Baumert begründete ihre Weigerung damit, dass sie kein Radio oder Fernsehgerät nutze. Allerdings verlangen die Länder im Sinne des neuen Rundfunkstaatsvertrags für jede Wohnung eine Abgabe. Auch als der Gerichtsvollzieher von der Frau eine Vermögensoffenlegung forderte und zuletzt mit zwei Polizisten an ihrem Arbeitsplatz erschien, um sie in die JVA Chemnitz zu bringen, blieb sie bei ihrer Weigerung. Mittlerweile ist die 46-Jährige ihren Job los.
Baumerts „Erzwingungshaft“ bringt auch andere Kritiker und Verweigerer des neuen Rundfunkrechts in die Öffentlichkeit. Die AfD will die Thematik politisch für sich vereinnahmen. Die stellvertretende Parteivorsitzende Beatrix von Storch twitterte jüngst, dass auch ihr die Pfändung drohe.

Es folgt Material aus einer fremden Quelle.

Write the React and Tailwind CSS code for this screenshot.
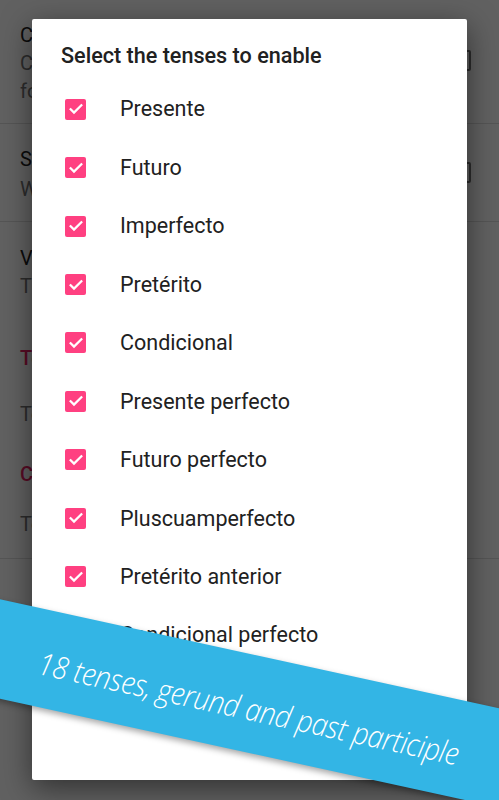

Bei den etablierten Parteien indes tut sich ein Vakuum auf. Offensichtlich haben sie das Thema unterschätzt.
In den neuen Bundesländern mag der Widerstand gegen die Zwangsabgabe für einige Kritiker mit Medienschelte, Merkel-Hass und „Systemablehnung“ zusammengehen. Aber das gilt nicht für die gesamte Bewegung.
Norbert Häring etwa, ein Finanzspezialist und Journalist, liegt mit dem Hessischen Rundfunk im Streit. Er will seine Gebühren bar bezahlen, statt vom Konto einziehen zu lassen, und sieht nun ebenfalls einer Pfändung entgegen. Er hat wiederholt auf die bedenklichen Ansätze des Gesetzes hingewiesen, zuletzt in einer Diskussion mit dem Verfassungs- und Steuerrechtler Paul Kirchhof an der Heidelberger Universität.
Kirchhof ist der Jurist, der für die öffentlich-rechtlichen Sender jenes Gutachten erstellte, auf dessen Basis dann die Länder 2011 die neue Rundfunkabgabe durchwinkten. Wie der Journalist Häring auf seiner Webseite schildert, ging es ihm in der Diskussion um den Nachweis, dass der Beitrag „sachfremd, ungerecht und aus gutem Grund in weiten Teilen der Bevölkerung verhasst“ ist.
Es sei unsozial, dass die Gebühr trotz verschiedener Einkommenssituationen für alle Bürger in gleicher Höhe gelte und an die Wohnung gekoppelt sei, kritisiert er. Zudem wies er auf die vielfache Verquickung von Aufsichtsratmandaten mit politischen und juristischen Funktionen hin.
20 Millionen Mahnungen verschickt
In Jena wiederum vertritt der Rechtsanwalt Sascha Giller Tausende Mandanten, die sich aus unterschiedlichsten Gründen gegen den Rundfunkbeitrag wehren. „Sie besitzen überhaupt kein Empfangsgerät, nutzen grundsätzlich keine öffentlich-rechtlichen Sender wegen ihrer Inhalte oder lehnen die Rundfunkgebühr in Zeiten neuer digitaler Möglichkeiten aus Prinzip ab“, sagt er.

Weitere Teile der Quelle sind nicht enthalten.